Problem details:
Go through the listing below and list every line with "Write".
━━━━━ Data supplied ━━━━━
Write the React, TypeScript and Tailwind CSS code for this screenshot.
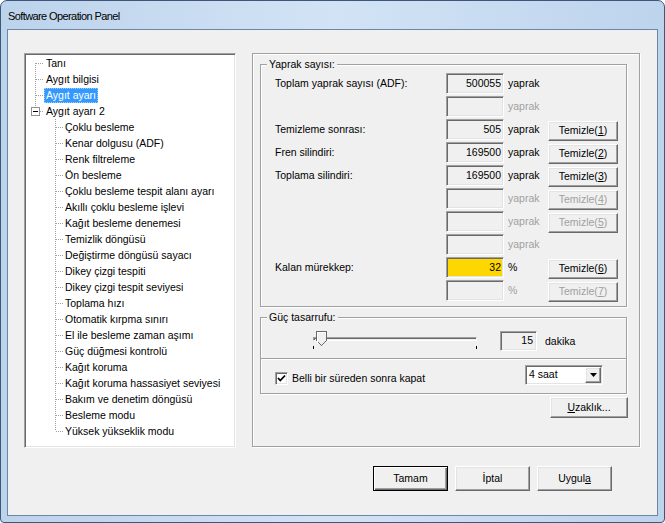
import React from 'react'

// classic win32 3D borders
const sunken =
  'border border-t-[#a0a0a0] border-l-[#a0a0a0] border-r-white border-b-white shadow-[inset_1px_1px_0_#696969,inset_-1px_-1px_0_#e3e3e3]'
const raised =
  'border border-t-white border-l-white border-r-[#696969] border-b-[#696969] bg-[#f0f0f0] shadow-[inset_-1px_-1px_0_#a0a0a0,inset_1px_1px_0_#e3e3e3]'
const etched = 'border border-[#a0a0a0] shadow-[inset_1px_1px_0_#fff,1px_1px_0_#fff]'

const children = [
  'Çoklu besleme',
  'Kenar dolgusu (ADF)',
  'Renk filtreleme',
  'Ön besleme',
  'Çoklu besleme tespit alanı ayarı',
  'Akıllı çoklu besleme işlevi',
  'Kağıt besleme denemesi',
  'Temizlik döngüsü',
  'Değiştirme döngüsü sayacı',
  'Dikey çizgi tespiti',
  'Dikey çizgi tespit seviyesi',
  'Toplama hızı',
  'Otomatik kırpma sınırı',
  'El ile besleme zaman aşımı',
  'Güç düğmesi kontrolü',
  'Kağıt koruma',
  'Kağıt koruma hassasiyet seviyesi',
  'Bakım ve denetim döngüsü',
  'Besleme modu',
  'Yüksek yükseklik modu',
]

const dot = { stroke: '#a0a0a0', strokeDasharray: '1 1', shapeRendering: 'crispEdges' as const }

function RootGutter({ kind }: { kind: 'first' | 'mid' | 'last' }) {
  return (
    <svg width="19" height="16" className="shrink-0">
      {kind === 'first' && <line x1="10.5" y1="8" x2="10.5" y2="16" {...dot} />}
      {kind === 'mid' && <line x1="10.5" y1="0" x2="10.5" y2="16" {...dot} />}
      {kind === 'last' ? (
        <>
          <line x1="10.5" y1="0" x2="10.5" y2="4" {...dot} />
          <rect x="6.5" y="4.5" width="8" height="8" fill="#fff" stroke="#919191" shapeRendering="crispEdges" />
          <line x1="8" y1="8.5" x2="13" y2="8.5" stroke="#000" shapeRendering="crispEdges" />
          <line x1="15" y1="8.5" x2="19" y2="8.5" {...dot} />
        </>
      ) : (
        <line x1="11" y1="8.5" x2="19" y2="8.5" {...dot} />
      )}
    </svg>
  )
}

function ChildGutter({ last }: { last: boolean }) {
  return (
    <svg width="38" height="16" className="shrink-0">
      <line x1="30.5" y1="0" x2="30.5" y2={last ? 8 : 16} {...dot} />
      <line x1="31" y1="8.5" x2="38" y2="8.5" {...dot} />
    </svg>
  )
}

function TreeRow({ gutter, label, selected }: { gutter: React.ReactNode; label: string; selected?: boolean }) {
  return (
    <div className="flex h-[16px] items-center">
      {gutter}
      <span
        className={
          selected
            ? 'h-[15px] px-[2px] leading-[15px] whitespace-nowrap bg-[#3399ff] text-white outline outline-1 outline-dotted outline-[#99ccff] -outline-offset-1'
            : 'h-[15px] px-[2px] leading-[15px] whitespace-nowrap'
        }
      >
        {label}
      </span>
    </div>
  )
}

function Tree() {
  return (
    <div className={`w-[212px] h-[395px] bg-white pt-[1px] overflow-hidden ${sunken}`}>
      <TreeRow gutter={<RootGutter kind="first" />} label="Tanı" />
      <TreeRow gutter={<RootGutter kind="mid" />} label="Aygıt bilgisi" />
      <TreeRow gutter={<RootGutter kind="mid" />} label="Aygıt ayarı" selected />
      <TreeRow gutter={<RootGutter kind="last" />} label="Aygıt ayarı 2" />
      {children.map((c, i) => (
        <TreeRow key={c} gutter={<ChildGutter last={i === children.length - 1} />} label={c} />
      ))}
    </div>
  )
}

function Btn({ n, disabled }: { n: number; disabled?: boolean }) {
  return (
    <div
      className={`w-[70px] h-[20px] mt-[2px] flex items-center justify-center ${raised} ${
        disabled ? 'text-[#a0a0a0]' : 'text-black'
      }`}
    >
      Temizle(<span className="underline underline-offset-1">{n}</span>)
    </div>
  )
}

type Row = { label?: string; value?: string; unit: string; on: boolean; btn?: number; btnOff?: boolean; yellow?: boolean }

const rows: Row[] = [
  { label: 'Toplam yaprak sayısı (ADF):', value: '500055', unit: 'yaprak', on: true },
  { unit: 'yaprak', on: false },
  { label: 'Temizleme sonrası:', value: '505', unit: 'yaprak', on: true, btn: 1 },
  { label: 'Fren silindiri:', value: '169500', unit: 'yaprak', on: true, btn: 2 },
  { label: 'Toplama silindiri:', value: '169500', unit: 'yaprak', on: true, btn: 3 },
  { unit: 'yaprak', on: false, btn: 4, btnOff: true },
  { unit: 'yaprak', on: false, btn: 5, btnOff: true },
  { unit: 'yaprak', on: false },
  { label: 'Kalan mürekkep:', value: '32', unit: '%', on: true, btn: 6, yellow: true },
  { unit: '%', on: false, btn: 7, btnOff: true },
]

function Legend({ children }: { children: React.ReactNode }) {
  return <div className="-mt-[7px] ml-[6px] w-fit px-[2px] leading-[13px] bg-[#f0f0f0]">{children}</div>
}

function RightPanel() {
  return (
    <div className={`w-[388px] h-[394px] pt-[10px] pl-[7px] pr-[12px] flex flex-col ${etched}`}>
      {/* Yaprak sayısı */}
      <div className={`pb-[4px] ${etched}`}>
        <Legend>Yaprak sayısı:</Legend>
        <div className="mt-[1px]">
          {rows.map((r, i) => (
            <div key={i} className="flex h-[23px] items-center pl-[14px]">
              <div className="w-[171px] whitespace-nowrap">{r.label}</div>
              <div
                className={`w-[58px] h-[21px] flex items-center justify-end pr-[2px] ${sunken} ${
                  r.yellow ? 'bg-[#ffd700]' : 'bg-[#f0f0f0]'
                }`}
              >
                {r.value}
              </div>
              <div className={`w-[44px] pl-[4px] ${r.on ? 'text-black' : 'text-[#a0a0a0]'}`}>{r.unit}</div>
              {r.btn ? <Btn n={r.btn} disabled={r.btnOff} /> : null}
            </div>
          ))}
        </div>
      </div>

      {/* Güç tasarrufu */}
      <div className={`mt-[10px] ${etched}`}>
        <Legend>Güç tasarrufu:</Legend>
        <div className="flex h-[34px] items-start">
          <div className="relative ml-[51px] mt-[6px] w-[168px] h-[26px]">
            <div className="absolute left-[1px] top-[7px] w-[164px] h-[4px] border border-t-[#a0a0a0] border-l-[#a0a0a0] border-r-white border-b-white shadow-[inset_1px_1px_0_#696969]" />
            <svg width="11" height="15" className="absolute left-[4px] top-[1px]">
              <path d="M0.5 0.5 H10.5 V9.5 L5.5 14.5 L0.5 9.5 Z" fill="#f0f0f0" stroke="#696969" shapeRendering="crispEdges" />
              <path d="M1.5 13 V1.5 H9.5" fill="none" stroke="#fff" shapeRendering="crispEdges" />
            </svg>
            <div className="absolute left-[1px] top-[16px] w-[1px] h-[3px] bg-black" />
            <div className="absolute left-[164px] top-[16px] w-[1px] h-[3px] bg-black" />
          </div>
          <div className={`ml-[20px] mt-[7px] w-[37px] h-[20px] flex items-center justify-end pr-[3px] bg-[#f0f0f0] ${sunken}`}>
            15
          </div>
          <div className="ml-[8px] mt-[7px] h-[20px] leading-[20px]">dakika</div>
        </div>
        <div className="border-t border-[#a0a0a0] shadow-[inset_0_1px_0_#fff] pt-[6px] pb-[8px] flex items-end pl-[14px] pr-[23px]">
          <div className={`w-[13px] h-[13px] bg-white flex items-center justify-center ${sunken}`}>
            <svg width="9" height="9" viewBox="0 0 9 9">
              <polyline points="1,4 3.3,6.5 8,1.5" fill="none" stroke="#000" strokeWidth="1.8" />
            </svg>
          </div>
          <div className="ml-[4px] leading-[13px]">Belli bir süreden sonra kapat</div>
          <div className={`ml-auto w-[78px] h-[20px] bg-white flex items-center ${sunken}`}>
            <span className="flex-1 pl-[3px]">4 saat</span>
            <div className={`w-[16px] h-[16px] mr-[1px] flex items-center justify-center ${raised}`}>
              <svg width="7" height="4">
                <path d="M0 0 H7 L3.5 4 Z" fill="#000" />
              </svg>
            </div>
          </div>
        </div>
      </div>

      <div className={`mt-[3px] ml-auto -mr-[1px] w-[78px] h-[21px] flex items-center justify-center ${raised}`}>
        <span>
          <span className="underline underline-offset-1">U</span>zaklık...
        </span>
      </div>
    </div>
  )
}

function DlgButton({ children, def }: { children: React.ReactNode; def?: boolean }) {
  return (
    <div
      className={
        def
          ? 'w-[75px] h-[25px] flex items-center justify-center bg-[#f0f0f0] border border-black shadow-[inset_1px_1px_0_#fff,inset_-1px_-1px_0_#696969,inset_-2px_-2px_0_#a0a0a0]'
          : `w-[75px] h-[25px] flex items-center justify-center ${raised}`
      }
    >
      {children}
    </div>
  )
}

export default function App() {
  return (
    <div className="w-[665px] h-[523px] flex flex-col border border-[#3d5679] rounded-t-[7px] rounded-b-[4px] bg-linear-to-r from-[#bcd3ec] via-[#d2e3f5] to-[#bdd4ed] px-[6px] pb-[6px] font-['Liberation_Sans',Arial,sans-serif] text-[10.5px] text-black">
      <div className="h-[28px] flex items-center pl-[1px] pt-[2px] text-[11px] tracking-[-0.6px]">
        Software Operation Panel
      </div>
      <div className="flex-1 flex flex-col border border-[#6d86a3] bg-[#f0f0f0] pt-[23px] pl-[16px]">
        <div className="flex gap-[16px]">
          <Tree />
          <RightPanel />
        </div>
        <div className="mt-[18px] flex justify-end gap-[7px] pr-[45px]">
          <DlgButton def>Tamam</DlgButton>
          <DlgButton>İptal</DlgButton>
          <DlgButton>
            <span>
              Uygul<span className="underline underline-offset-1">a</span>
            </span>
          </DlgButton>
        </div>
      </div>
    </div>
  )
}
━━━━━
━━━━━ Data supplied ━━━━━
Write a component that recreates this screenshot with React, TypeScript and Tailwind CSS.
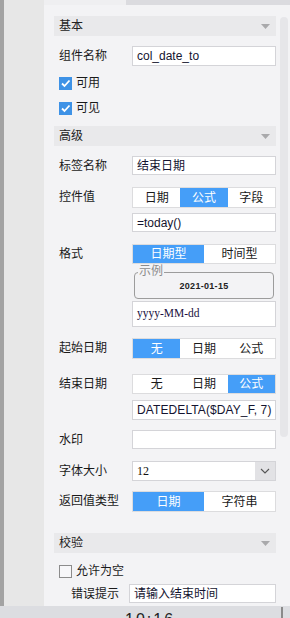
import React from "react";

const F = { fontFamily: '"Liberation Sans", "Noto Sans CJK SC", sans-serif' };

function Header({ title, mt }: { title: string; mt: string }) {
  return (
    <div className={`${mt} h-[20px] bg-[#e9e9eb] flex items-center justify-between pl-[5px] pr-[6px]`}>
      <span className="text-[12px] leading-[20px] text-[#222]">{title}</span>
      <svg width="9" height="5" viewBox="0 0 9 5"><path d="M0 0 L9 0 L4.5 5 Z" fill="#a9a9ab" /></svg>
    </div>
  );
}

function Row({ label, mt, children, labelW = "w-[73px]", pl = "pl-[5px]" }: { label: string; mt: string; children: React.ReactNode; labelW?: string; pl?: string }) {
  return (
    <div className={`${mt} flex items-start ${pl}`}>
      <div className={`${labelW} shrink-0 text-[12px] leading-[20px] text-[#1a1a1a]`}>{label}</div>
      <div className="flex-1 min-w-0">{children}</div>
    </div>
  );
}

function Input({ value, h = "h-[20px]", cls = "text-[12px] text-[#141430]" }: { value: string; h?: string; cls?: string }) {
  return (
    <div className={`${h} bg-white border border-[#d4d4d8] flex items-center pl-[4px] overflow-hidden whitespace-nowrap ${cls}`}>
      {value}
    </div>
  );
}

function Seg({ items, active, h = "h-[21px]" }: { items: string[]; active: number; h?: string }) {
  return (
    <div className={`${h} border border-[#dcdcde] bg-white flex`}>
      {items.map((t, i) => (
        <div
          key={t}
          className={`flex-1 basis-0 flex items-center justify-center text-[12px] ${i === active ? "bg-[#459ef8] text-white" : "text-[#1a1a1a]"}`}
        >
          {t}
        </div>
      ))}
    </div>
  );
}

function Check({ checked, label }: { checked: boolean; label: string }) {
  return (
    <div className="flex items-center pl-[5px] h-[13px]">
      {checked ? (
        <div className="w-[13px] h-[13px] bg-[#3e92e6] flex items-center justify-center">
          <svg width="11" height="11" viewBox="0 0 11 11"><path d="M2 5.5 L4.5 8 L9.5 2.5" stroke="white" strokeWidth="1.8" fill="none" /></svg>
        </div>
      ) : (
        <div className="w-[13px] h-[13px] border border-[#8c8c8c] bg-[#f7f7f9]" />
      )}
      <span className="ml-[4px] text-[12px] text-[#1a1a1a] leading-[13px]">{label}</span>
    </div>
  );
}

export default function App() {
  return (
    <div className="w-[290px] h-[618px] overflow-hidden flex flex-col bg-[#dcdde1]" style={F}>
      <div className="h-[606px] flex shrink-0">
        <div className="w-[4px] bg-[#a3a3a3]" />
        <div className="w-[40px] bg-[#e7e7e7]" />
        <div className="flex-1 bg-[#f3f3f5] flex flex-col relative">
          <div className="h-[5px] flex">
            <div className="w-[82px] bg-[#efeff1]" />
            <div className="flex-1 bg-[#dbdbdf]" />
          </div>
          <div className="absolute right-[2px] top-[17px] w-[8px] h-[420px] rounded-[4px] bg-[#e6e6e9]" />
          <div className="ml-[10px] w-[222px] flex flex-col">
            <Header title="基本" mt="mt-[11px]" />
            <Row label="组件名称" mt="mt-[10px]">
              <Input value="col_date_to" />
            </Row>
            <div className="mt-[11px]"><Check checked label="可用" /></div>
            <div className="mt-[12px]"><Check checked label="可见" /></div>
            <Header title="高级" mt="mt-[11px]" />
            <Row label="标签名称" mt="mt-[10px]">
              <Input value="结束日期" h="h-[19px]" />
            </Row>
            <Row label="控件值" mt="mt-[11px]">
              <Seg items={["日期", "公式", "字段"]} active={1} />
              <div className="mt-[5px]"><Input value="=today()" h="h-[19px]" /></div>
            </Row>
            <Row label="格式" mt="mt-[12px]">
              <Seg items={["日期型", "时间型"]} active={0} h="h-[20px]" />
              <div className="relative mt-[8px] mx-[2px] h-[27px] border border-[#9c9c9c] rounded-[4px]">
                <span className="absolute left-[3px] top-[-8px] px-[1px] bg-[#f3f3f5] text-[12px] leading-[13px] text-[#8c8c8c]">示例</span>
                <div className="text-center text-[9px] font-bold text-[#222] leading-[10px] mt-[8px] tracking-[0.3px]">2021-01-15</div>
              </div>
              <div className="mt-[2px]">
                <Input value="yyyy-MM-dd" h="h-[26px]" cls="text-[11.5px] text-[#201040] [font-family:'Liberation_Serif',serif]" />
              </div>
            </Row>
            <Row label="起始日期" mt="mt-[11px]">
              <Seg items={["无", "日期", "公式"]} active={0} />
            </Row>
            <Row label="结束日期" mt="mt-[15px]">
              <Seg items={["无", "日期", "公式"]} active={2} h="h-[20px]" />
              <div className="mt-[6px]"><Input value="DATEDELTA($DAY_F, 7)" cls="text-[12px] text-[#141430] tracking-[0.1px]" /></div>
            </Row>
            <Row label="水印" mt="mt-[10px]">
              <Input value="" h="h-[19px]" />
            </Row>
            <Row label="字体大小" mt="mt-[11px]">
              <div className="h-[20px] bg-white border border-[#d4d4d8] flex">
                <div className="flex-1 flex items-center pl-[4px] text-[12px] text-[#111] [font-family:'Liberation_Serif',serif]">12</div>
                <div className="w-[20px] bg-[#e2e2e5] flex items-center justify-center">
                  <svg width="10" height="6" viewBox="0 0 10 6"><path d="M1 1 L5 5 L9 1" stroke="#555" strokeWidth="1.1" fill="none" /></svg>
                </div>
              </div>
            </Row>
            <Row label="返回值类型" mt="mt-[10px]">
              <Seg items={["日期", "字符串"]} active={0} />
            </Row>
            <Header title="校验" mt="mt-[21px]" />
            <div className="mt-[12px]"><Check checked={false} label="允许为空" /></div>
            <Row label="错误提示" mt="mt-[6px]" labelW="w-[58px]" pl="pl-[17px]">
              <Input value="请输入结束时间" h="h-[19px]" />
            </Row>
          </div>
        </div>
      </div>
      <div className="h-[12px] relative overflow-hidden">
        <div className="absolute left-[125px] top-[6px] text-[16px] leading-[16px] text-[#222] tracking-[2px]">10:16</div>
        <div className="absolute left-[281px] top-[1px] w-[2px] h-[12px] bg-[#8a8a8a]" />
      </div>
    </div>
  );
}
━━━━━
Solution to this problem:
Write the React, TypeScript and Tailwind CSS code for this screenshot.
Write a component that recreates this screenshot with React, TypeScript and Tailwind CSS.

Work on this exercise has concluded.